Salomon v. Salomon Case

Salomon v. Salomon Case

The case of Salomon v. Salomon and Co. Ltd., (1897) A.C.

The above case has clearly established the principle that once a company has been validly constituted under the Companies Act, it becomes a legal person distinct from its members and for this purpose it is immaterial whether any member holds a large or small proportion of the shares, and whether he holds those shares as beneficially or as a mere trustee.

In the case, Salomon had, for some years, carried on a prosperous business as a leather merchant and boot manufacturer.

He formed a limited company consisting of himself, his wife, his daughter and his four sons as the shareholders, all of whom subscribed to 1 share each so that the actual cash paid as capital was £7. Salomon sold his business (which was perfectly solvent at that time), to the Company formed by him for the sum of £38,782.
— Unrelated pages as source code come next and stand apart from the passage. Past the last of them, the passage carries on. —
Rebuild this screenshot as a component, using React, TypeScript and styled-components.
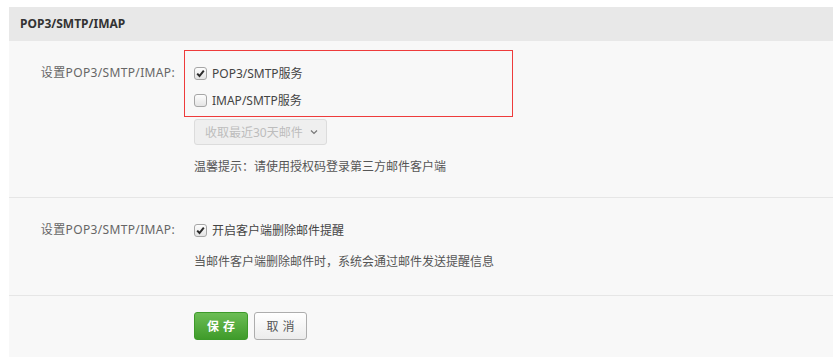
import styled, { createGlobalStyle } from "styled-components";
import { useState } from "react";

const GlobalStyle = createGlobalStyle`
  html, body {
    margin: 0;
    padding: 0;
    background: #fff;
  }
  body {
    font-family: "Noto Sans", "Noto Sans CJK SC", sans-serif;
    font-size: 12px;
    color: #555;
  }
`;

const Panel = styled.div`
  margin: 7px 0 0 9px;
  background: #f8f8f8;
  min-height: 350px;
`;

const PanelHeader = styled.div`
  height: 34px;
  line-height: 34px;
  padding-left: 11px;
  background: #e8e8e8;
  font-weight: bold;
  font-size: 12px;
  color: #333;
`;

const Section = styled.div<{ $top: number; $bottom: number; $last?: boolean }>`
  display: flex;
  padding: ${(p) => p.$top}px 0 ${(p) => p.$bottom}px;
  border-bottom: ${(p) => (p.$last ? "none" : "1px solid #e6e6e6")};
`;

const Label = styled.div<{ $offset: number }>`
  width: 166px;
  margin-top: ${(p) => p.$offset}px;
  margin-right: 9px;
  text-align: right;
  line-height: 20px;
  letter-spacing: 0.35px;
  color: #666;
`;

const Content = styled.div<{ $indent?: boolean }>`
  display: flex;
  flex-direction: column;
  padding-left: ${(p) => (p.$indent ? 10 : 0)}px;
`;

const Highlight = styled.div`
  width: 318px;
  border: 1px solid #ee3b3b;
  padding: 12px 0 6px 9px;
  display: flex;
  flex-direction: column;
  gap: 7px;
`;

const CheckRow = styled.label`
  display: flex;
  align-items: center;
  gap: 5px;
  height: 20px;
  color: #444;
  cursor: pointer;
`;

const Box = styled.span<{ $on: boolean }>`
  width: 11px;
  height: 11px;
  border: 1px solid #a6a6a6;
  border-radius: 3px;
  background: linear-gradient(#fdfdfd, #e4e4e4);
  display: flex;
  align-items: center;
  justify-content: center;
  box-sizing: content-box;
  svg {
    display: ${(p) => (p.$on ? "block" : "none")};
  }
`;

const Indented = styled.div`
  display: flex;
  flex-direction: column;
  padding-left: 10px;
`;

const Select = styled.div`
  margin-top: 2px;
  width: 133px;
  height: 26px;
  box-sizing: border-box;
  border: 1px solid #dcdcdc;
  border-radius: 3px;
  background: #efefef;
  color: #bdbdbd;
  display: flex;
  align-items: center;
  padding-left: 10px;
  gap: 7px;
`;

const Hint = styled.div<{ $gap: number }>`
  margin-top: ${(p) => p.$gap}px;
  line-height: 20px;
  color: #555;
`;

const Actions = styled.div`
  display: flex;
  gap: 6px;
`;

const Button = styled.button<{ $primary?: boolean }>`
  height: 28px;
  width: ${(p) => (p.$primary ? 54 : 53)}px;
  padding: 0;
  border-radius: 3px;
  font-family: inherit;
  font-size: 12px;
  letter-spacing: 4px;
  text-indent: 4px;
  cursor: pointer;
  border: 1px solid ${(p) => (p.$primary ? "#3d9a2a" : "#adadad")};
  background: ${(p) =>
    p.$primary
      ? "linear-gradient(#6cbd55, #3f9b2a)"
      : "linear-gradient(#ffffff, #ececec)"};
  color: ${(p) => (p.$primary ? "#fff" : "#555")};
  font-weight: ${(p) => (p.$primary ? "bold" : "normal")};
`;

const Tick = () => (
  <svg width="9" height="9" viewBox="0 0 9 9">
    <path d="M1.2 4.6 L3.5 7 L7.8 1.6" fill="none" stroke="#2b2b2b" strokeWidth="2" />
  </svg>
);

const Chevron = () => (
  <svg width="8" height="6" viewBox="0 0 8 6">
    <path d="M1 1.5 L4 4.5 L7 1.5" fill="none" stroke="#777" strokeWidth="1.2" />
  </svg>
);

const Check = ({ on, text, toggle }: { on: boolean; text: string; toggle: () => void }) => (
  <CheckRow onClick={toggle}>
    <Box $on={on}>
      <Tick />
    </Box>
    {text}
  </CheckRow>
);

const App = () => {
  const [pop, setPop] = useState(true);
  const [imap, setImap] = useState(false);
  const [notify, setNotify] = useState(true);

  return (
    <>
      <GlobalStyle />
      <Panel>
        <PanelHeader>POP3/SMTP/IMAP</PanelHeader>

        <Section $top={9} $bottom={20}>
          <Label $offset={13}>设置POP3/SMTP/IMAP:</Label>
          <Content>
            <Highlight>
              <Check on={pop} text="POP3/SMTP服务" toggle={() => setPop(!pop)} />
              <Check on={imap} text="IMAP/SMTP服务" toggle={() => setImap(!imap)} />
            </Highlight>
            <Indented>
              <Select>
                收取最近30天邮件
                <Chevron />
              </Select>
              <Hint $gap={12}>温馨提示：请使用授权码登录第三方邮件客户端</Hint>
            </Indented>
          </Content>
        </Section>

        <Section $top={22} $bottom={23}>
          <Label $offset={0}>设置POP3/SMTP/IMAP:</Label>
          <Content $indent>
            <Check on={notify} text="开启客户端删除邮件提醒" toggle={() => setNotify(!notify)} />
            <Hint $gap={12}>当邮件客户端删除邮件时，系统会通过邮件发送提醒信息</Hint>
          </Content>
        </Section>

        <Section $top={16} $bottom={20} $last>
          <Label $offset={0} />
          <Content $indent>
            <Actions>
              <Button $primary>保存</Button>
              <Button>取消</Button>
            </Actions>
          </Content>
        </Section>
      </Panel>
    </>
  );
};

export default App;
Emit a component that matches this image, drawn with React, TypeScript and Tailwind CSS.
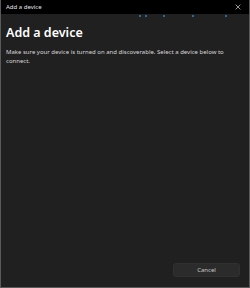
import React from "react";

const font = { fontFamily: '"Noto Sans", "Open Sans", sans-serif' };

const App = () => {
  const dots = [139, 145, 163, 192, 225];

  return (
    <div
      className="w-[250px] h-[288px] flex flex-col bg-[#202020] border-x border-b border-[#5a5a5a]"
      style={font}
    >
      <div className="h-[14px] flex items-center justify-between bg-black pl-[5px] pr-[8px]">
        <span className="text-[6px] text-[#e6e6e6] leading-none">Add a device</span>
        <svg width="6" height="6" viewBox="0 0 10 10" className="text-[#cfcfcf]">
          <path d="M1 1 L9 9 M9 1 L1 9" stroke="currentColor" strokeWidth="1.2" />
        </svg>
      </div>

      <div className="relative flex-1 flex flex-col">
        {/* indeterminate progress dots */}
        {dots.map((x) => (
          <span
            key={x}
            className="absolute top-[1px] w-[2px] h-[2px] rounded-full bg-[#2f7fc4]"
            style={{ left: x - 1 }}
          />
        ))}

        <div className="px-[5px] pt-[11px]">
          <h1 className="text-[12.5px] font-semibold text-white leading-[16px]">Add a device</h1>
          <p className="mt-[7px] text-[6px] leading-[8.5px] text-[#d8d8d8]">
            Make sure your device is turned on and discoverable. Select a device below to
            connect.
          </p>
        </div>

        <div className="mt-auto flex justify-end pr-[9px] pb-[10px]">
          <button className="w-[67px] h-[14px] rounded-[3px] bg-[#2b2b2b] border border-[#303030] text-[6px] text-[#c8c8c8]">
            Cancel
          </button>
        </div>
      </div>
    </div>
  );
};

export default App;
The company’s nominal capital was £40,000 in £1 shares. In part payment of the purchase money for the business sold to the company, debentures of the amount of £10,000 secured by a floating charge on the company’s assets were issued to Salomon, who also applied for and received an allotment of 20,000 £ 1 fully paid shares.

The remaining amount of £8,782 was paid to Salomon in cash. Salomon was the managing director and two of his sons were other directors.
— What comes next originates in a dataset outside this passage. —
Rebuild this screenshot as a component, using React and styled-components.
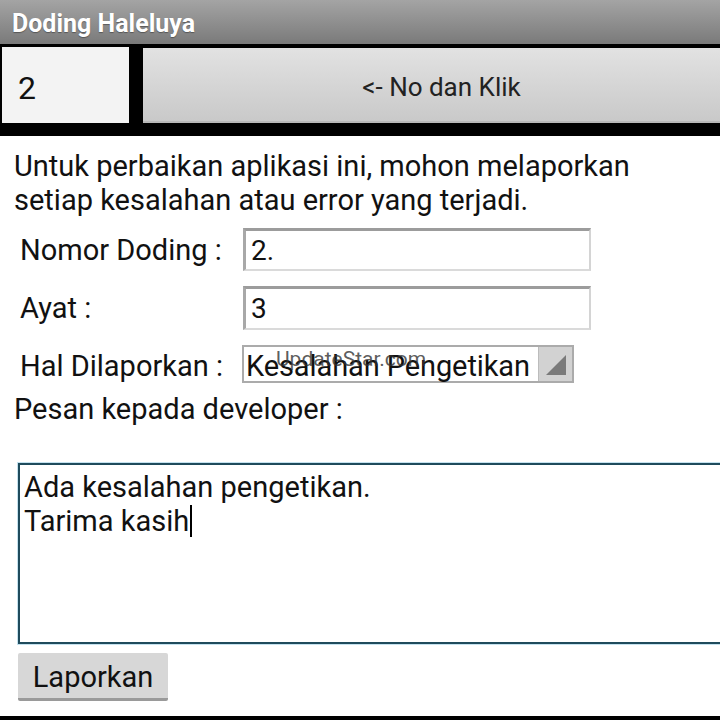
import React from 'react'
import styled, { createGlobalStyle } from 'styled-components'

const Global = createGlobalStyle`
  html, body {
    margin: 0;
    padding: 0;
    background: #ffffff;
  }
  body {
    font-family: Roboto, 'Noto Sans', 'Liberation Sans', sans-serif;
    color: #111;
  }
`

const Screen = styled.div`
  width: 720px;
  height: 720px;
  overflow: hidden;
  display: flex;
  flex-direction: column;
  background: #fff;
`

const TitleBar = styled.div`
  height: 44px;
  flex: none;
  display: flex;
  align-items: center;
  padding: 2px 0 0 12px;
  box-sizing: border-box;
  background: linear-gradient(#a4a4a4, #7a7a7a);
  color: #fff;
  font-size: 25px;
  font-weight: 700;
  text-shadow: 0 1px 1px rgba(0, 0, 0, 0.35);
`

const ActionBar = styled.div`
  flex: none;
  display: flex;
  gap: 14px;
  height: 92px;
  box-sizing: border-box;
  padding: 3px 0 13px 2px;
  background: #000;
`

const NumberBox = styled.div`
  width: 127px;
  display: flex;
  align-items: center;
  padding: 5px 0 0 16px;
  box-sizing: border-box;
  background: #f3f3f3;
  font-size: 32px;
`

const BigButton = styled.div`
  flex: 1;
  display: flex;
  align-items: center;
  justify-content: center;
  margin-top: 1px;
  padding: 4px 0 0 20px;
  background: linear-gradient(#e2e2e2, #c9c9c9);
  border-bottom: 2px solid #b8b8b8;
  font-size: 26px;
  color: #222;
`

const Content = styled.div`
  flex: 1;
  display: flex;
  flex-direction: column;
  padding: 13px 0 0 14px;
  font-size: 29px;
  line-height: 34px;
`

const Intro = styled.p`
  margin: 0;
`

const Form = styled.div`
  display: grid;
  grid-template-columns: 229px 348px;
  grid-template-rows: 43px 44px 38px;
  row-gap: 15px;
  margin-top: 11px;
  align-items: center;
`

const Label = styled.div`
  padding-left: 6px;
  margin-top: ${p => p.$shift || 0}px;
`

const Field = styled.div`
  height: 100%;
  display: flex;
  align-items: center;
  padding: 1px 0 0 5px;
  box-sizing: border-box;
  background: #fff;
  border-style: solid;
  border-width: 3px 2px 2px 3px;
  border-color: #9c9c9c #d4d4d4 #dadada #a8a8a8;
  font-size: 28px;
`

const Select = styled.div`
  position: relative;
  width: 332px;
  height: 100%;
  margin-left: -1px;
  display: flex;
  box-sizing: border-box;
  border: 2px solid #ababab;
  background: #fff;
`

const SelectText = styled.div`
  flex: 1;
  padding: 4px 0 0 2px;
  font-size: 29px;
  line-height: 30px;
  letter-spacing: -0.1px;
  white-space: nowrap;
`

const ArrowBox = styled.div`
  width: 34px;
  flex: none;
  display: flex;
  align-items: flex-end;
  justify-content: flex-end;
  padding: 0 6px 6px 0;
  box-sizing: border-box;
  background: #d2d2d2;
  border-left: 1px solid #bcbcbc;
`

const Watermark = styled.span`
  position: absolute;
  left: 32px;
  top: 1px;
  font-size: 21px;
  line-height: 22px;
  color: rgba(50, 50, 50, 0.8);
  pointer-events: none;
`

const MessageLabel = styled.div`
  margin-top: 9px;
`

const TextArea = styled.div`
  margin: 37px 0 0 4px;
  width: 720px;
  height: 181px;
  box-sizing: border-box;
  padding: 5px 0 0 4px;
  border: 2px solid #1f4b5c;
  box-shadow: 0 0 0 1px #c4e2ef;
  font-size: 29px;
  line-height: 34px;
`

const Caret = styled.span`
  display: inline-block;
  width: 2px;
  height: 32px;
  margin-left: 1px;
  vertical-align: -6px;
  background: #000;
`

const SubmitButton = styled.div`
  margin: 9px 0 0 4px;
  width: 150px;
  height: 48px;
  display: flex;
  align-items: center;
  justify-content: center;
  padding-top: 2px;
  box-sizing: border-box;
  background: #d7d7d7;
  border-bottom: 3px solid #9a9a9a;
  border-radius: 2px;
  font-size: 29px;
`

const BottomLine = styled.div`
  flex: none;
  height: 4px;
  background: #000;
`

const App = () => (
  <Screen>
    <Global />
    <TitleBar>Doding Haleluya</TitleBar>
    <ActionBar>
      <NumberBox>2</NumberBox>
      <BigButton>&lt;- No dan Klik</BigButton>
    </ActionBar>
    <Content>
      <Intro>
        Untuk perbaikan aplikasi ini, mohon melaporkan
        <br />
        setiap kesalahan atau error yang terjadi.
      </Intro>
      <Form>
        <Label>Nomor Doding :</Label>
        <Field>2.</Field>
        <Label>Ayat :</Label>
        <Field>3</Field>
        <Label $shift={4}>Hal Dilaporkan :</Label>
        <Select>
          <SelectText>Kesalahan Pengetikan</SelectText>
          <ArrowBox>
            <svg width="20" height="20" viewBox="0 0 20 20">
              <polygon points="20,0 20,20 0,20" fill="#7a7a7a" />
            </svg>
          </ArrowBox>
          <Watermark>UpdateStar.com</Watermark>
        </Select>
      </Form>
      <MessageLabel>Pesan kepada developer :</MessageLabel>
      <TextArea>
        Ada kesalahan pengetikan.
        <br />
        Tarima kasih
        <Caret />
      </TextArea>
      <SubmitButton>Laporkan</SubmitButton>
    </Content>
    <BottomLine />
  </Screen>
)

export default App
The company soon ran into difficulties and the debentureholders appointed a receiver and the company went into liquidation.

The total assets of the company amounted to £6050, its liabilities were £10,000 secured by debentures, £8,000 owing to unsecured trade creditors, who claimed the whole of the company’s assets, viz., £6,050, on the ground that, as the company was a mere ‘alias’ or agent for Salomon, they were entitled to payment of their debts in priority to debentures.
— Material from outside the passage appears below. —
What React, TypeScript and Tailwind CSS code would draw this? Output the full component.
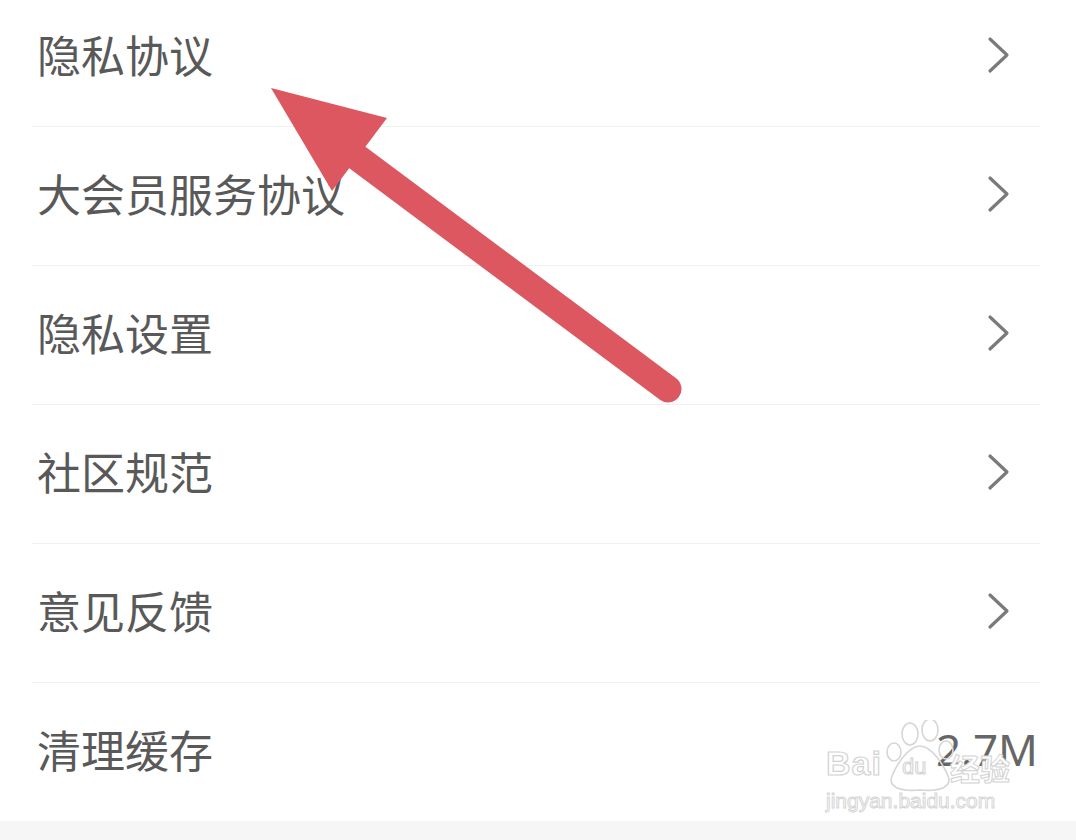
const rows = [
  { label: "隐私协议", arrow: true },
  { label: "大会员服务协议", arrow: true },
  { label: "隐私设置", arrow: true },
  { label: "社区规范", arrow: true },
  { label: "意见反馈", arrow: true },
];

function Chevron() {
  return (
    <svg width="24" height="38" viewBox="0 0 24 38" className="mr-[29px] mb-[4px]">
      <path
        d="M3 3 L20 19 L3 35"
        fill="none"
        stroke="#7a7a7a"
        strokeWidth="3.2"
        strokeLinecap="round"
        strokeLinejoin="round"
      />
    </svg>
  );
}

function Watermark() {
  return (
    <div className="absolute left-[822px] top-[720px] w-[200px] h-[98px] pointer-events-none select-none">
      <svg width="200" height="98" viewBox="0 0 200 98" className="absolute inset-0">
        <g fill="none" stroke="#d6d6d6" strokeWidth="1.6">
          <ellipse cx="88" cy="14" rx="8" ry="11" />
          <ellipse cx="108" cy="10" rx="8" ry="11" />
          <ellipse cx="72" cy="32" rx="7" ry="9" />
          <ellipse cx="124" cy="30" rx="7" ry="9" />
          <path d="M98 26 C86 26 74 46 70 56 C66 66 76 72 98 70 C120 72 130 66 126 56 C122 46 110 26 98 26 Z" />
        </g>
      </svg>
      <span className="absolute left-[4px] top-[26px] text-[34px] leading-none font-bold text-white [-webkit-text-stroke:1.2px_#d2d2d2] font-['Liberation_Sans',sans-serif] tracking-[1px]">
        Bai
      </span>
      <span className="absolute left-[80px] top-[36px] text-[22px] leading-none text-white [-webkit-text-stroke:1px_#d2d2d2] font-['Liberation_Sans',sans-serif]">
        du
      </span>
      <span className="absolute left-[128px] top-[32px] text-[30px] leading-none font-bold text-white [-webkit-text-stroke:1px_#d2d2d2] font-['Noto_Sans_CJK_SC',sans-serif]">
        经验
      </span>
      <span className="absolute left-[4px] top-[70px] text-[21px] leading-none text-white [-webkit-text-stroke:1px_#d6d6d6] font-['Liberation_Sans',sans-serif]">
        jingyan.baidu.com
      </span>
    </div>
  );
}

export default function App() {
  return (
    <div className="relative w-[1076px] h-[840px] overflow-hidden bg-white font-['Noto_Sans_CJK_SC','Noto_Sans',sans-serif]">
      <div className="flex flex-col h-full">
        <div className="mt-[-12px] ml-[32px] mr-[36px]">
          {rows.map((r) => (
            <div
              key={r.label}
              className="h-[139px] flex items-center justify-between border-b border-[#f0f0f0]"
            >
              <span className="pl-[5px] pb-[6px] text-[44px] leading-none text-[#595959]">
                {r.label}
              </span>
              {r.arrow && <Chevron />}
            </div>
          ))}
          <div className="h-[138px] flex items-center justify-between">
            <span className="pl-[5px] pb-[6px] text-[44px] leading-none text-[#595959]">
              清理缓存
            </span>
            <span className="pr-[2px] pb-[6px] text-[44px] leading-none text-[#666666] font-['Noto_Sans',sans-serif]">
              2.7M
            </span>
          </div>
        </div>
        <div className="flex-1 bg-[#f6f6f6]" />
      </div>

      <Watermark />

      {/* red annotation arrow */}
      <svg
        width="1076"
        height="840"
        viewBox="0 0 1076 840"
        className="absolute inset-0 pointer-events-none"
      >
        <line
          x1="350"
          y1="152"
          x2="668"
          y2="389"
          stroke="#dc5760"
          strokeWidth="27"
          strokeLinecap="round"
        />
        <polygon points="271,88 387,118 332,191" fill="#dc5760" />
      </svg>
    </div>
  );
}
They further pleaded that Salomon, as a principal beneficiary, was ultimately responsible for the debts incurred by his agent or trustee on his behalf.

Their Lordships of the House of Lords observed:
“…the company is a different person altogether from the subscribers of the memorandum; and though it may be that after incorporation the business is precisely the same as before, the same persons are managers, and the same hands receive the profits, the company is not, in law, their agent or trustee.

The statute enacts nothing as to the extent or degree of interest, which may, be held by each of the seven or as to the proportion of interest, or influence possessed by one or majority of the shareholders over others.

There is nothing in the Act requiring that the subscribers to the memorandum should be independent or unconnected, or that they or any of them should take a substantial interest in the undertakings, or that they should have a mind or will of their own, or that there should be anything like a balance of power in the constitution of company.”